Nach dem Springen und der Siegerehrung ist der VIP-Bereich gut gefüllt. Auch die Sportler versammeln sich häufig dort. Wenig Fans haben noch Zutritt, dann können auch wir vom Ski-Club auf Autogrammjagd gehen. Natürlich nicht privat, sondern für den SCW.
In meinem ersten Jahr im Presseteam durfte ich beispielsweise Autogramme für einen Jungen sammeln, der aus gesundheitlichen Gründen nicht an die Mühlenkopfschanze kommen konnte, eine Herzensangelegenheit für mich, den Ski Club und auch die Springer. Alle gaben sich besondere Mühe und wir überreichten dem Skisprungfan nach dem Weltcup ein tolles Andenken.
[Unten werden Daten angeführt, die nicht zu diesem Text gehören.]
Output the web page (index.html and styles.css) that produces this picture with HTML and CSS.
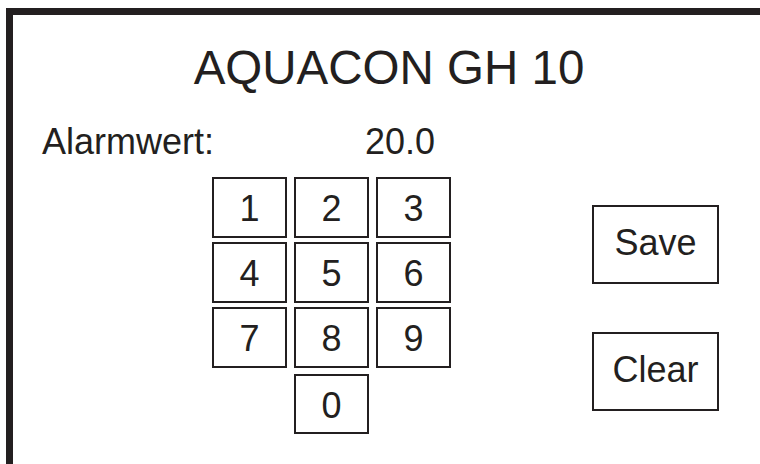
FILE: index.html
```
<!DOCTYPE html>
<html lang="de">
<head>
  <meta charset="UTF-8">
  <title>AQUACON GH 10</title>
  <link rel="stylesheet" href="styles.css">
</head>
<body>

  <div class="frame">
    <h1 class="title">AQUACON GH 10</h1>

    <!-- Alarmwert -->
    <div class="alarm-row">
      <span class="alarm-label">Alarmwert:</span>
      <span class="alarm-value" id="alarmValue">20.0</span>
    </div>

    <div class="panel">
      <!-- Keypad -->
      <div class="keypad">
        <button class="key">1</button>
        <button class="key">2</button>
        <button class="key">3</button>
        <button class="key">4</button>
        <button class="key">5</button>
        <button class="key">6</button>
        <button class="key">7</button>
        <button class="key">8</button>
        <button class="key">9</button>
        <button class="key key-zero">0</button>
      </div>

      <!-- Actions -->
      <div class="actions">
        <button class="action">Save</button>
        <button class="action">Clear</button>
      </div>
    </div>
  </div>

</body>
</html>
```

FILE: styles.css
```
html, body {
  margin: 0;
  background: #fff;
  overflow: hidden;
}
body {
  font-family: 'Liberation Sans', Arial, sans-serif;
  color: #231f20;
}
/* frame continues past the right and bottom edge of the screen */
.frame {
  box-sizing: border-box;
  width: 754px;
  height: 456px;
  margin: 8px 0 0 6px;
  border-top: 7px solid #231f20;
  border-left: 7px solid #231f20;
}
.title {
  margin: 29px 0 0;
  padding-left: 5px;
  font-size: 47.5px;
  font-weight: normal;
  line-height: 47px;
  text-align: center;
}
.alarm-row {
  display: flex;
  margin-top: 33px;
  padding-left: 29px;
  font-size: 36px;
  line-height: 1;
}
.alarm-label {
  width: 323px;
}
.panel {
  display: flex;
  margin-top: 17px;
  padding-left: 199px;
}
.keypad {
  display: grid;
  grid-template-columns: repeat(3, 75px);
  grid-auto-rows: 61px;
  column-gap: 7px;
  row-gap: 4px;
}
.key, .action {
  box-sizing: border-box;
  display: flex;
  align-items: center;
  justify-content: center;
  padding: 0;
  background: #fff;
  border: 2px solid #231f20;
  color: #231f20;
  font-family: inherit;
  line-height: 1;
  cursor: pointer;
}
.key {
  padding-top: 3px;
  font-size: 36px;
}
.key-zero {
  grid-column: 2;
  margin-top: 2px;
  height: 60px;
}
.actions {
  display: flex;
  flex-direction: column;
  gap: 48px;
  margin: 28px 0 0 141px;
}
.action {
  width: 127px;
  height: 79px;
  padding-bottom: 4px;
  font-size: 36px;
}
```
Nach dem Weltcup ist vor dem Weltcup
Es sind die kleinen Dinge, die mich in Willingen glücklich machen, das habe ich in den fünf Jahren entdeckt. Es ist zwar spannend, wenn bekannte Musiker, Journalisten, Trainer oder natürlich auch Sportler um einen herum sind. Doch viel schöner ist es, wenn man mit einer Gruppe zusammenarbeitet, die sich untereinander sehr gut versteht und für jedes Problem eine Lösung findet.
In meiner Zeit als Free Willi haben sich bei mir gute Bekanntschaften, wenn nicht sogar Freundschaften entwickelt. Obwohl ich viele der Helfer nur an diesem einen Wochenende zu Beginn des Jahres sehe, verstehe ich mich mit allen gut, auch mit einigen Free Willis, die nicht im Presseteam sind. Dieser Teamgeist ist schon etwas ganz Besonderes und sicherlich auch ein maßgeblicher Grund dafür, dass der Willinger Weltcup einer der beliebtesten weltweit ist. Nicht umsonst schwärmen viele Fans, Sportler und Verantwortliche von der Atmosphäre an der Mühlenkopfschanze.
Damit wir diesem Anspruch gerecht werden können, gilt im Team ein Leitspruch: „Nach dem Weltcup ist vor dem Weltcup“. Auch wenn ich am Sonntagabend die Schanze sicherlich immer auch mit einem weinenden Auge verlasse, ist die Vorfreude auf den nächsten Weltcup bereits groß. Auf ein Neues in 2021.